Problem to work on :: Wherever the string "page" appears, copy the whole line.

## BEGIN Given information

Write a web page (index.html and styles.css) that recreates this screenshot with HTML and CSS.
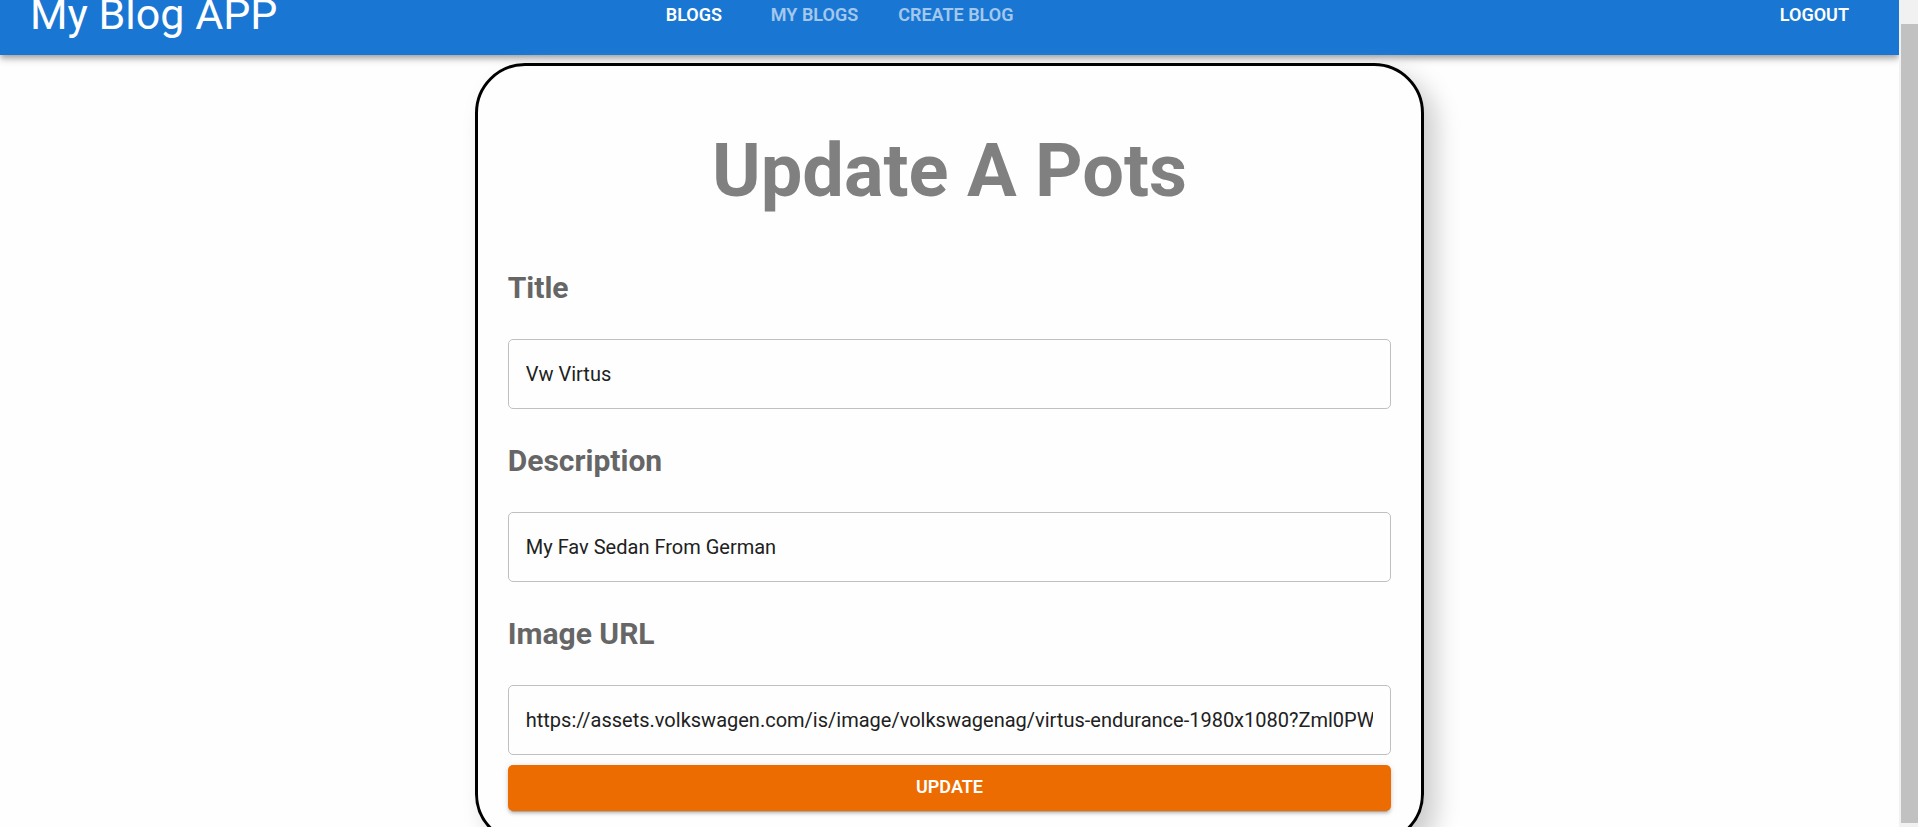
FILE: index.html
```html
<!DOCTYPE html>
<html lang="en">
<head>
<meta charset="utf-8">
<title>My Blog APP</title>
<link rel="stylesheet" href="styles.css">
</head>
<body>
<div class="window">
  <div class="page">
    <header class="toolbar">
      <div class="brand">My Blog APP</div>
      <nav class="tabs">
        <a class="tab tab-active" href="#blogs">BLOGS</a>
        <a class="tab" href="#my-blogs">MY BLOGS</a>
        <a class="tab" href="#create">CREATE BLOG</a>
      </nav>
      <button class="logout" type="button">LOGOUT</button>
    </header>
    <main class="content">
      <form class="card">
        <h1 class="heading">Update A Pots</h1>
        <label class="label" for="title">Title</label>
        <input class="field" id="title" type="text" value="Vw Virtus">
        <label class="label" for="description">Description</label>
        <input class="field" id="description" type="text" value="My Fav Sedan From German">
        <label class="label" for="image">Image URL</label>
        <input class="field" id="image" type="text" value="https://assets.volkswagen.com/is/image/volkswagenag/virtus-endurance-1980x1080?Zml0PWNyb3AsMQ">
        <button class="submit" type="button">UPDATE</button>
      </form>
    </main>
  </div>
  <div class="scroll-track"><div class="scroll-thumb"></div></div>
</div>
</body>
</html>
```
FILE: styles.css
```css
* {
  box-sizing: border-box;
}

body {
  margin: 0;
  background: #fefefe;
  font-family: Roboto, "Liberation Sans", sans-serif;
}

.window {
  display: flex;
  height: 100vh;
  overflow: hidden;
}

.page {
  flex: 1;
  min-width: 0;
  overflow: hidden;
}

/* The page is scrolled, so the top of the bar is out of view. */
.toolbar {
  display: grid;
  grid-template-columns: 33% 1fr auto;
  align-items: center;
  height: 80px;
  margin-top: -25px;
  padding: 0 30px;
  background: #1976d2;
  color: #fff;
  box-shadow: 0 3px 5px -1px rgba(0, 0, 0, 0.2), 0 5px 6px rgba(0, 0, 0, 0.14), 0 1px 12px rgba(0, 0, 0, 0.12);
}

.brand {
  padding-bottom: 2px;
  font-size: 43px;
  line-height: 52px;
  white-space: nowrap;
}

.tabs {
  display: flex;
}

.tab {
  min-width: 114px;
  padding: 0 20px;
  color: #fff;
  font-size: 18px;
  font-weight: 600;
  line-height: 22px;
  text-align: center;
  text-decoration: none;
  white-space: nowrap;
  opacity: 0.6;
}

.tab-active {
  opacity: 1;
}

.logout {
  padding: 8px 20px;
  border: 0;
  background: none;
  color: #fff;
  font: 600 18px/30px Roboto, "Liberation Sans", sans-serif;
}

.content {
  padding-top: 8px;
}

.card {
  display: flex;
  flex-direction: column;
  width: 50%;
  margin: 0 auto;
  padding: 30px;
  border: 3px solid #000;
  border-radius: 50px;
  box-shadow: 12px 12px 25px #ccc;
}

.heading {
  margin: 0 0 20px;
  padding: 30px;
  color: #808080;
  font-size: 74px;
  font-weight: 700;
  line-height: 90px;
  text-align: center;
}

.label {
  margin: 30px 0;
  color: #666;
  font-size: 30px;
  font-weight: 700;
  line-height: 43px;
}

.heading + .label {
  margin-top: 0;
}

.field {
  width: 100%;
  height: 70px;
  padding: 0 17px;
  border: 1px solid #c0c0c0;
  border-radius: 5px;
  background: transparent;
  color: #212121;
  font: 400 20px/29px Roboto, "Liberation Sans", sans-serif;
}

.submit {
  height: 46px;
  margin-top: 10px;
  padding-bottom: 3px;
  border: 0;
  border-radius: 5px;
  background: #ed6c02;
  color: #fff;
  font: 600 18px/30px Roboto, "Liberation Sans", sans-serif;
  box-shadow: 0 4px 1px -3px rgba(0, 0, 0, 0.2), 0 3px 3px rgba(0, 0, 0, 0.14), 0 1px 6px rgba(0, 0, 0, 0.12);
}

.scroll-track {
  width: 19px;
  padding: 24px 0 4px 2px;
  background: #f1f1f1;
}

.scroll-thumb {
  height: 100%;
  background: #c1c1c1;
}
```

## END Given information

Exercise result ::
Write a web page (index.html and styles.css) that recreates this screenshot with HTML and CSS.
  <div class="page">
.page {
/* The page is scrolled, so the top of the bar is out of view. */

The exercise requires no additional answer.